An open letter to anyone who wants to understand why I feel better prepared for this than most.
Image below of my 3 year old dressed for nursery today in hat, scarf and gloves.
That sounds way more confident than it really is but as I sit here today on the 20th March facing the current world situation I feel oddly prepared- not in a way I would want to be but because I had no choice.
We all want to feel prepared- the picture above is my three year old getting ready this morning I am not sure whether she thinks COVID-19 is going to bring a snowstorm but I have no doubt she was putting on an extra layer as an emotional response to this stuff- this is totally out of character and random. I guess this just sums up the futility of some of our attempts, of panic buying, of being angry at people, of being unkind.
Many of the people reading this will know our families story but for those who don’t my eldest was diagnosed in November 2018 with a rare and aggressive form of Leukaemia and as a family our worlds turned upside down. We tried to cope and manage using the skills, tools and emotional resilience that had always worked and for a short period this worked- we functioned, got on, managed to do everything. I slept in hospitals and got up to get a train to London leaving him alone before his Nannie came to sit with him- I worried constantly- about him, about the other children (2 & 7). I managed 100 things at one convinced that I had to do this in order for us to cope, to be strong, to be enough. We had some time off work and were supported amazingly by our employers but in the main we wanted to be productive and to be in work. Our journey was hard but I saw others with harder so minimised ours and applied the same standards and expectations to myself which I had always had I didn’t alter them to reflect the situation. I see this a lot right now today. I carried on doing this from November 2018 until November 2019 when a year after his diagnosis and six months out of treatment I had a breakdown- a full on noises in my head, probably close to losing my mind, crumpled in a heap, breakdown. I had to take time out from work, from everything, I had to re establish my roles as my professional self, as a mum, as a wife, as a daughter, as a friend. I am not there yet but I am in one of the best places I have probably ever been- I am on medication to manage the level of anxiety in my head and I have had amazing help from a therapist and I have spent time understanding me, how I work and how I ended up this way and I think I get it. I have learnt that if I don’t Look after me I am no use to anyone else and I learnt it through mistakes so I share in case it’s helpful to even one person. This is a mix of professional and personal learning and it’s impossible for me to not intertwine them so sorry ifs it a bit muddled.

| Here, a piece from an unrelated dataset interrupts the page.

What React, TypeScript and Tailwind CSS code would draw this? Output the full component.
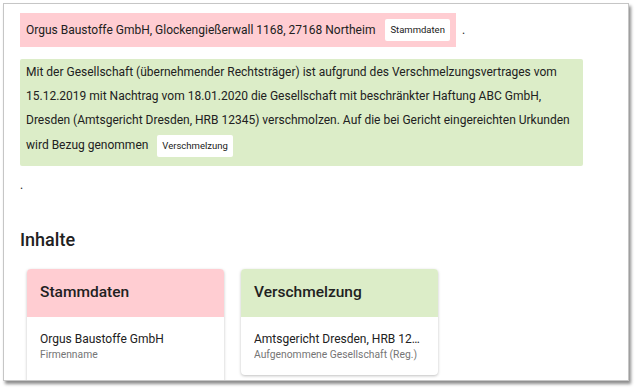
import React from "react";

interface Eintrag {
  wert: string;
  label: string;
}

interface KarteProps {
  titel: string;
  farbe: string;
  eintraege: Eintrag[];
  hoch?: boolean;
}

function Badge({ children }: { children: React.ReactNode }) {
  return (
    <span className="inline-block align-middle h-[22px] leading-[22px] px-[5px] bg-white rounded-[2px] text-[9.5px] text-[#212121] ml-[6px] my-[3px]">
      {children}
    </span>
  );
}

function Karte({ titel, farbe, eintraege, hoch }: KarteProps) {
  return (
    <div className="w-[197px] bg-white rounded-[4px] shadow-[0_1px_3px_rgba(0,0,0,0.25)] overflow-hidden self-start">
      <div className={`${farbe} h-[48px] px-[13px] flex items-center`}>
        <h3 className="text-[15.5px] font-medium text-[#212121]">{titel}</h3>
      </div>
      <div className={`pl-[13px] pr-[12px] pt-[13px] flex flex-col gap-[24px] ${hoch ? "pb-[40px]" : "pb-[13px]"}`}>
        {eintraege.map((e) => (
          <div key={e.label}>
            <p className="text-[12px] leading-[18px] text-[#212121] truncate pr-[6px]">{e.wert}</p>
            <p className="text-[10.3px] leading-[14px] text-[#757575] whitespace-nowrap overflow-hidden">{e.label}</p>
          </div>
        ))}
      </div>
    </div>
  );
}

export default function App() {
  return (
    <div className="w-[638px] h-[390px] bg-white pt-[3px] pl-[3px] font-['Roboto',sans-serif]">
      <div className="w-[626px] h-[378px] border border-[#c6c6c6] shadow-[2px_3px_3px_rgba(0,0,0,0.45)] overflow-hidden px-[16px] pt-[9px] text-[#212121]">
        <div className="text-[12px]">
          <span className="inline-flex items-center p-[6px] bg-[#ffcdd2]">
            Orgus Baustoffe GmbH, Glockengießerwall 1168, 27168 Northeim
            <span className="ml-[10px] h-[22px] leading-[22px] px-[5px] bg-white rounded-[2px] text-[9.5px]">
              Stammdaten
            </span>
          </span>
          <span className="ml-[6px]">.</span>
        </div>

        <div className="mt-[12px] w-[563px] bg-[#dcedc8] px-[6px] pt-px pb-[6px] text-[12px] leading-[24px] rounded-[2px]">
          Mit der Gesellschaft (übernehmender Rechtsträger) ist aufgrund des Verschmelzungsvertrages vom
          15.12.2019 mit Nachtrag vom 18.01.2020 die Gesellschaft mit beschränkter Haftung ABC GmbH,
          Dresden (Amtsgericht Dresden, HRB 12345) verschmolzen. Auf die bei Gericht eingereichten Urkunden
          wird Bezug genommen <Badge>Verschmelzung</Badge>
        </div>

        <p className="text-[12px] leading-[24px] mt-[7px]">.</p>

        <h2 className="text-[18px] font-medium leading-[28px] mt-[29px]">Inhalte</h2>

        <div className="flex gap-[17px] mt-[15px] pl-[7px]">
          <Karte
            titel="Stammdaten"
            farbe="bg-[#ffcdd2]"
            hoch
            eintraege={[{ wert: "Orgus Baustoffe GmbH", label: "Firmenname" }]}
          />
          <Karte
            titel="Verschmelzung"
            farbe="bg-[#dcedc8]"
            eintraege={[
              { wert: "Amtsgericht Dresden, HRB 12345", label: "Aufgenommene Gesellschaft (Reg.)" },
            ]}
          />
        </div>
      </div>
    </div>
  );
}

I beg anyone who can to stop and for every single thing they do they ask themselves honestly if it’s important- not WAS it important but right now at this point in time is it important in this context. And if it isn’t don’t do it and don’t worry about it- managing the things that are will take all our energy in the coming months. It may become important but just not today right now. Stopping when things are in crisis is incredibly hard but so important. Communication is tested to its limits as are relationships and they need to be strong enough to get through this for the long term not just this week- this applies to professional and personal relationships. Honesty is also really important with yourself and others- ask for help, only offer help if you can.
In any crisis of this enormity everything is critical so you have to be able to segment that by immediacy and impact. We have to manage the desire to respond on an emotional level and provide fixes when that’s not possible as we don’t know what is going to happen next. We have to try and teach others to sit with this uncertainty and find the things they can be clear on no matter how big or small and to define these and talk about them.
As a parent this is especially important as I thought we kept our children safe by protecting them and shielding them from the darker things in our world- maintaining normality. I have heard that a lot this week. Well when my big little girls brother got cancer I got it really wrong- after us both having a fair amount of CBT and lots of patience and self discovery I know that by trying to seek normality and shielding them or worse still placating them we make them feel less safe. Sophie was left feeling like she was the only one who felt scared, who felt angry, didn’t understand why we didn’t hurt, that she was weak. I role modelled appallingly- I don’t judge myself for that it’s just a fact as it generally how we parent and until a child faces trauma it doesn’t matter as much. So for your kids in this right now hold them close be honest and talk to them in an age appropriate way about what is happening, acknowledge their feelings- this is not normal
So why pretend to apply the same standards and expectations. Work out with them and from what you know what they need but don’t be driven by the desire to fix this. My daughter will need some structure or she will unravel but I need to focus on not over complicating that and checking whether I am snowballing into things which feel safe and productive to avoid the hard stuff. Make a worry jar, help them to develop real resilience not just the ability to do lots. This situation can’t be fixed in its entirety but it can be made better by small actions from us all every minute of everyday. Show your humanity. Say sorry. Be clear on what you need from others. Probably more than anything be kind.
This was a very long read so if you got to the end well done and I hope it helped somehow. If it did pass it on share it, help someone. If it didn’t find your own way to help someone.
Stop and breathe.
You can only control how you feel and how you choose to respond. This is not normal and probably never will be again.